What this suggests is that documents and documentation processes should be flexible, yet provide guidance on decision-making based on risk assessments, process inputs, laboratory data, and other data. That means adapting cGMP records to capture scenarios and data, risk assessments, decisions, and justifications, rather than simply the data that are commonly recorded. For example, the practice of reviewing a single batch record as it was executed does not allow for the monitoring of trends or of overall process execution. Conventional documentation audits are restricted to uncovering documentation practices and verifying individual calculations. They do not provide an adequate picture of the process capability or the overall capability of the manufacturing team and equipment.

Thus, the addition of knowledge management and QRM to quality systems elevates compliance considerations to a higher level, moving away from document execution to document content, effectively shifting the focus of compliance from the management of paper to the management of knowledge.

As with the implementation of QRM, knowledge management should be incorporated into current systems to minimize operational and cultural disruption. Comprehensive knowledge management may require some new systems, but the goal is to bring data together to enable its conversion into knowledge, not to create yet another place to put data.

CHANGE CONTROL

The change control process should be designed to enable the staff to:

  • Establish what level of review is required at each stage of development to determine whether the process and product are within the design space.
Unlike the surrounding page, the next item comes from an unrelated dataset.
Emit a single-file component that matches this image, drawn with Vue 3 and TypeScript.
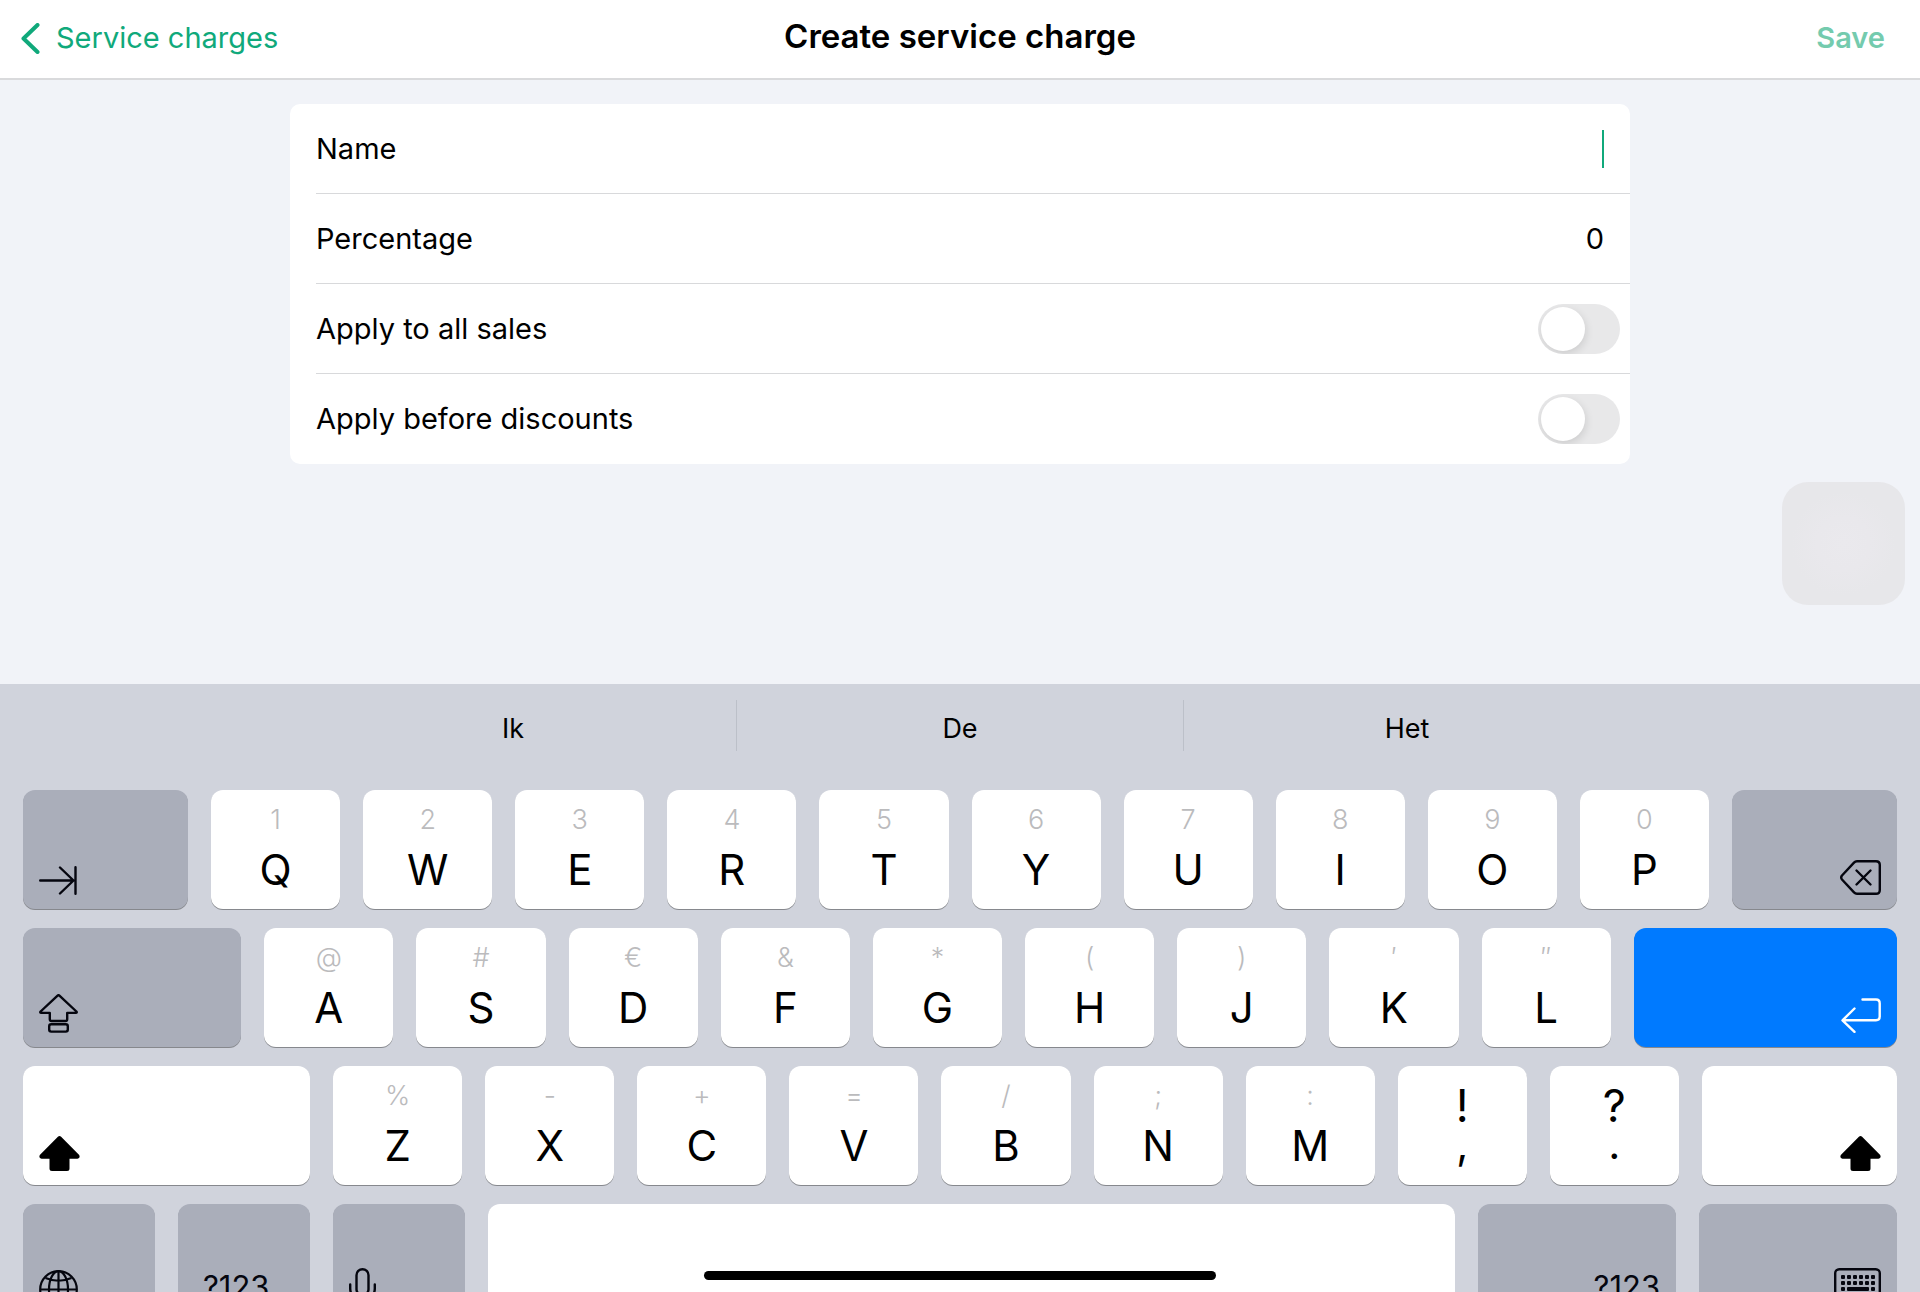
<script setup lang="ts">
import { ref } from 'vue'

interface Key {
  main: string
  alt: string
  dual?: boolean
}

const name = ref('')
const percentage = ref('0')
const applyToAll = ref(false)
const beforeDiscounts = ref(false)

const suggestions: string[] = ['Ik', 'De', 'Het']

const toKeys = (letters: string, alts: string): Key[] =>
  [...letters].map((main, i) => ({ main, alt: [...alts][i] }))

const topRow = toKeys('QWERTYUIOP', '1234567890')
const homeRow = toKeys('ASDFGHJKL', '@#€&*()′″')
const bottomRow: Key[] = [
  ...toKeys('ZXCVBNM', '%-+=/;:'),
  { main: ',', alt: '!', dual: true },
  { main: '.', alt: '?', dual: true },
]
const keyboardDots: number[] = [8, 14, 20, 26, 32, 38]
</script>

<template>
  <div class="screen">
    <header class="navbar">
      <a class="back" href="#">
        <svg width="19" height="31" viewBox="0 0 19 31" fill="none" aria-hidden="true">
          <path d="M16.500 2 2.500 15.500 16.500 29" stroke="currentColor" stroke-width="4" stroke-linecap="round" stroke-linejoin="round" />
        </svg>
        <span>Service charges</span>
      </a>
      <h1 class="title">Create service charge</h1>
      <button class="save" type="button">Save</button>
    </header>

    <main class="content">
      <form class="card" @submit.prevent>
        <div class="row">
          <label for="name">Name</label>
          <span class="entry">
            <input id="name" v-model="name" class="field" type="text" autocomplete="off" />
            <span class="caret"></span>
          </span>
        </div>
        <div class="row">
          <label for="percentage">Percentage</label>
          <span class="entry">
            <input id="percentage" v-model="percentage" class="field" type="text" inputmode="decimal" />
          </span>
        </div>
        <div class="row">
          <label for="all-sales">Apply to all sales</label>
          <input id="all-sales" v-model="applyToAll" class="switch" type="checkbox" role="switch" />
        </div>
        <div class="row">
          <label for="before-discounts">Apply before discounts</label>
          <input id="before-discounts" v-model="beforeDiscounts" class="switch" type="checkbox" role="switch" />
        </div>
      </form>
      <button class="assistive" type="button" aria-label="AssistiveTouch"></button>
    </main>

    <section class="keyboard" aria-label="Keyboard">
      <div class="suggestions">
        <button v-for="word in suggestions" :key="word" class="suggestion" type="button">{{ word }}</button>
      </div>

      <div class="keys">
        <button class="key special left tab" type="button" aria-label="Tab">
          <svg width="38" height="29" viewBox="0 0 38 29" fill="none" stroke="currentColor" stroke-width="2.400" stroke-linecap="round" stroke-linejoin="round" aria-hidden="true">
            <path d="M1.200 14.500H34M21 1.500 34.500 14.500 21 27.500M36.500 1.200V27.800" />
          </svg>
        </button>
        <button v-for="k in topRow" :key="k.main" class="key letter" type="button">
          <span class="alt">{{ k.alt }}</span><span class="glyph">{{ k.main }}</span>
        </button>
        <button class="key special right tab" type="button" aria-label="Delete">
          <svg width="41" height="35" viewBox="0 0 41 35" fill="none" stroke="currentColor" stroke-width="2.400" stroke-linecap="round" stroke-linejoin="round" aria-hidden="true">
            <path d="M17 1.200H36Q39.800 1.200 39.800 5V30Q39.800 33.800 36 33.800H17Q15.300 33.800 14 32.400L2 19.500Q0.400 17.500 2 15.500L14 2.600Q15.300 1.200 17 1.200Z" />
            <path d="M16.500 10.500 30.500 24.500M30.500 10.500 16.500 24.500" />
          </svg>
        </button>
      </div>

      <div class="keys">
        <button class="key special left caps" type="button" aria-label="Caps lock">
          <svg width="39" height="39" viewBox="0 0 39 39" fill="none" stroke="currentColor" stroke-width="2.400" stroke-linejoin="round" aria-hidden="true">
            <path d="M18.300 1.800Q19.500 0.700 20.700 1.800L37.400 17.500Q38.300 18.900 36.800 18.900H28.200V25.200Q28.200 27 26.400 27H12.600Q10.800 27 10.800 25.200V18.900H2.200Q0.700 18.900 1.600 17.500Z" />
            <rect x="10.200" y="30.200" width="18.600" height="7.400" rx="2" />
          </svg>
        </button>
        <button v-for="k in homeRow" :key="k.main" class="key letter" type="button">
          <span class="alt">{{ k.alt }}</span><span class="glyph">{{ k.main }}</span>
        </button>
        <button class="key primary right return" type="button" aria-label="Return">
          <svg width="40" height="35" viewBox="0 0 40 35" fill="none" stroke="currentColor" stroke-width="2.400" stroke-linecap="round" stroke-linejoin="round" aria-hidden="true">
            <path d="M21.500 1.500H35Q38.700 1.500 38.700 5.200V18.600Q38.700 22.300 35 22.300H1.800M13.500 10.500 1.500 22.300 13.500 33.800" />
          </svg>
        </button>
      </div>

      <div class="keys">
        <button class="key left shift-left" type="button" aria-label="Left shift">
          <svg width="41" height="35" viewBox="0 0 41 35" fill="currentColor" aria-hidden="true">
            <path d="M18.900 0.700Q20.500-0.500 22.100 0.700L40.200 19Q41.600 22.400 38.500 22.700H30.500V32.500Q30.500 35 28 35H13Q10.500 35 10.500 32.500V22.700H2.500Q-0.600 22.400 0.800 19Z" />
          </svg>
        </button>
        <button v-for="k in bottomRow" :key="k.main" class="key letter" :class="{ dual: k.dual }" type="button">
          <span class="alt">{{ k.alt }}</span><span class="glyph">{{ k.main }}</span>
        </button>
        <button class="key right shift-right" type="button" aria-label="Right shift">
          <svg width="41" height="35" viewBox="0 0 41 35" fill="currentColor" aria-hidden="true">
            <path d="M18.900 0.700Q20.500-0.500 22.100 0.700L40.200 19Q41.600 22.400 38.500 22.700H30.500V32.500Q30.500 35 28 35H13Q10.500 35 10.500 32.500V22.700H2.500Q-0.600 22.400 0.800 19Z" />
          </svg>
        </button>
      </div>

      <div class="keys last">
        <button class="key special left util" type="button" aria-label="Next keyboard">
          <svg width="39" height="39" viewBox="0 0 39 39" fill="none" stroke="currentColor" stroke-width="2.200" aria-hidden="true">
            <circle cx="19.500" cy="19.500" r="18.300" />
            <ellipse cx="19.500" cy="19.500" rx="9.500" ry="18.300" />
            <path d="M19.500 1.200V37.800M1.200 19.500H37.800M6.500 8Q19.500 13.500 32.500 8M6.500 31Q19.500 25.500 32.500 31" />
          </svg>
        </button>
        <button class="key special left util symbols" type="button"><span>?123</span></button>
        <button class="key special left util" type="button" aria-label="Dictate">
          <svg width="27" height="41" viewBox="0 0 27 41" fill="none" stroke="currentColor" stroke-width="2.400" stroke-linecap="round" aria-hidden="true">
            <rect x="7.500" y="1.200" width="12" height="26" rx="6" />
            <path d="M1.200 16.500V20.500A12.300 12.300 0 0 0 25.800 20.500V16.500M13.500 33V39.500M7 39.500H20" />
          </svg>
        </button>
        <button class="key space" type="button" aria-label="Space"></button>
        <button class="key special right wide" type="button"><span>?123</span></button>
        <button class="key special right wide" type="button" aria-label="Hide keyboard">
          <svg width="47" height="41" viewBox="0 0 47 41" fill="none" aria-hidden="true">
            <rect x="1.200" y="1.200" width="44.600" height="28" rx="4" stroke="currentColor" stroke-width="2.400" />
            <g fill="currentColor">
              <rect v-for="x in keyboardDots" :key="`a${x}`" :x="x - 1" y="7" width="4" height="4" rx="1" />
              <rect v-for="x in keyboardDots" :key="`b${x}`" :x="x - 1" y="13" width="4" height="4" rx="1" />
              <rect x="7" y="19" width="4" height="4" rx="1" />
              <rect x="13" y="19" width="22" height="4" rx="1" />
              <rect x="37" y="19" width="4" height="4" rx="1" />
            </g>
            <path d="M17 34 23.500 39 30 34" stroke="currentColor" stroke-width="2.400" stroke-linecap="round" stroke-linejoin="round" />
          </svg>
        </button>
      </div>
      <div class="home-indicator"></div>
    </section>
  </div>
</template>

<style>
body {
  margin: 0;
}
</style>

<style scoped>
.screen {
  display: flex;
  flex-direction: column;
  min-height: 100vh;
  background: #f1f3f8;
  color: #000;
  font-family: Inter, "Liberation Sans", sans-serif;
  font-size: 29px;
}

button,
input {
  margin: 0;
  padding: 0;
  border: 0;
  background: none;
  color: inherit;
  font: inherit;
}

svg {
  display: block;
  flex: none;
}

.navbar {
  display: grid;
  grid-template-columns: 1fr auto 1fr;
  align-items: center;
  height: 76px;
  padding: 0 21px 2px;
  border-bottom: 2px solid #d9dadc;
  background: #fff;
}

.back {
  display: flex;
  align-items: center;
  justify-self: start;
  gap: 16px;
  color: #10a97b;
  text-decoration: none;
  line-height: 40px;
}

.title {
  margin: 0;
  padding-bottom: 4px;
  font-size: 33px;
  font-weight: 600;
  line-height: 40px;
}

.save {
  justify-self: end;
  margin-right: 14px;
  color: #74cbae;
  font-weight: 600;
  line-height: 40px;
}

.content {
  position: relative;
  flex: 1;
  padding: 24px 24px 160px;
}

.card {
  max-width: 1340px;
  margin: 0 auto;
  border-radius: 10px;
  background: #fff;
}

.row {
  display: flex;
  align-items: center;
  justify-content: space-between;
  height: 89px;
  margin-left: 26px;
  padding-right: 10px;
  border-bottom: 1px solid #d8d9db;
}

.row:last-child {
  border-bottom-color: transparent;
}

.entry {
  display: flex;
  align-items: center;
  flex: 1;
  padding-right: 16px;
}

.field {
  flex: 1;
  min-width: 0;
  height: 48px;
  outline: none;
  text-align: right;
}

.caret {
  width: 2px;
  height: 38px;
  background: #10a97b;
}

.switch {
  appearance: none;
  width: 82px;
  height: 50px;
  padding: 3px;
  box-sizing: border-box;
  border-radius: 25px;
  background: #e8e8e9;
  overflow: hidden;
}

.switch::before {
  content: "";
  display: block;
  width: 44px;
  height: 44px;
  border-radius: 50%;
  background: #fff;
  box-shadow: 1px 3px 8px rgba(0, 0, 0, 0.12);
}

.switch:checked {
  background: #10a97b;
}

.switch:checked::before {
  margin-left: auto;
}

.assistive {
  position: absolute;
  right: 15px;
  bottom: 79px;
  width: 123px;
  height: 123px;
  border-radius: 26px;
  background: radial-gradient(circle, #eae9ed 0, #e9e8ec 30%, #e7e7ea 60%);
}

.keyboard {
  position: relative;
  display: flex;
  flex-direction: column;
  gap: 19px;
  padding: 0 23px;
  background: #d0d3dc;
}

.suggestions {
  display: flex;
  width: 100%;
  max-width: 1341px;
  height: 87px;
  margin: 0 auto;
}

.suggestion {
  position: relative;
  flex: 1;
  padding-top: 2px;
  font-size: 27px;
}

.suggestion + .suggestion::before {
  content: "";
  position: absolute;
  top: 16px;
  left: -1px;
  width: 1px;
  height: 51px;
  background: #bcc0c9;
}

.keys {
  display: flex;
  gap: 23px;
}

.last {
  height: 88px;
  overflow: hidden;
}

.key {
  display: flex;
  flex: 129 1 0;
  min-width: 0;
  height: 119px;
  border-radius: 12px;
  background: #fff;
  box-shadow: 0 1px 0 #86888d;
}

.letter {
  flex-direction: column;
  align-items: center;
  justify-content: flex-start;
  gap: 12px;
}

.alt {
  margin-top: 12px;
  color: #bbbbbd;
  font-size: 27px;
  font-weight: 300;
  line-height: 36px;
}

.glyph {
  font-size: 42px;
  line-height: 40px;
}

.dual {
  gap: 0;
}

.dual .alt {
  margin-top: 20px;
  color: #000;
  font-size: 45px;
  font-weight: 400;
  line-height: 40px;
}

.dual .glyph {
  line-height: 36px;
}

.left,
.right {
  align-items: flex-end;
  font-size: 31px;
  line-height: 44px;
}

.left {
  justify-content: flex-start;
}

.right {
  justify-content: flex-end;
}

.left > *,
.right > * {
  margin: 14px 16px;
}

.special {
  background: #aaaeba;
  color: #05060f;
}

.primary {
  background: #007aff;
  color: #fff;
}

.tab {
  flex-grow: 165;
}

.caps {
  flex-grow: 218;
}

.return {
  flex-grow: 263;
}

.shift-left {
  flex-grow: 287;
}

.shift-right {
  flex-grow: 195;
}

.util {
  flex-grow: 132;
}

.symbols > span {
  margin-left: 25px;
}

.wide {
  flex-grow: 198;
}

.space {
  flex-grow: 968;
}

.home-indicator {
  position: absolute;
  bottom: 12px;
  left: 50%;
  width: 512px;
  height: 9px;
  margin-left: -256px;
  border-radius: 5px;
  background: #000;
}
</style>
  • Decide when trends toward the limits of design space require a change in input variables or process parameters.

  • Evaluate, justify, and record changes.

  • Distinguish changes that require regulatory approval and those that do not.

  • Capture data outputs as a result of changes.

  • Prospectively assess the effects of changes on process capability and product quality for the longterm.

An effective change control system that achieves those objectives will also work with the knowledge management system to make a significant contribution to the overarching goal of continuous improvement in the process and product.

Change is, after all, inherent in the development process and should be used to gain knowledge and improve product quality. Traditional quality oversight in development would check and audit notebook citations and technical reports, which is not very useful for gaining product and process insight. Instead, QA might put out a guidance for how change information should be captured and communicated. The rigors of this process and experimental justification should be commensurate with the phase of development.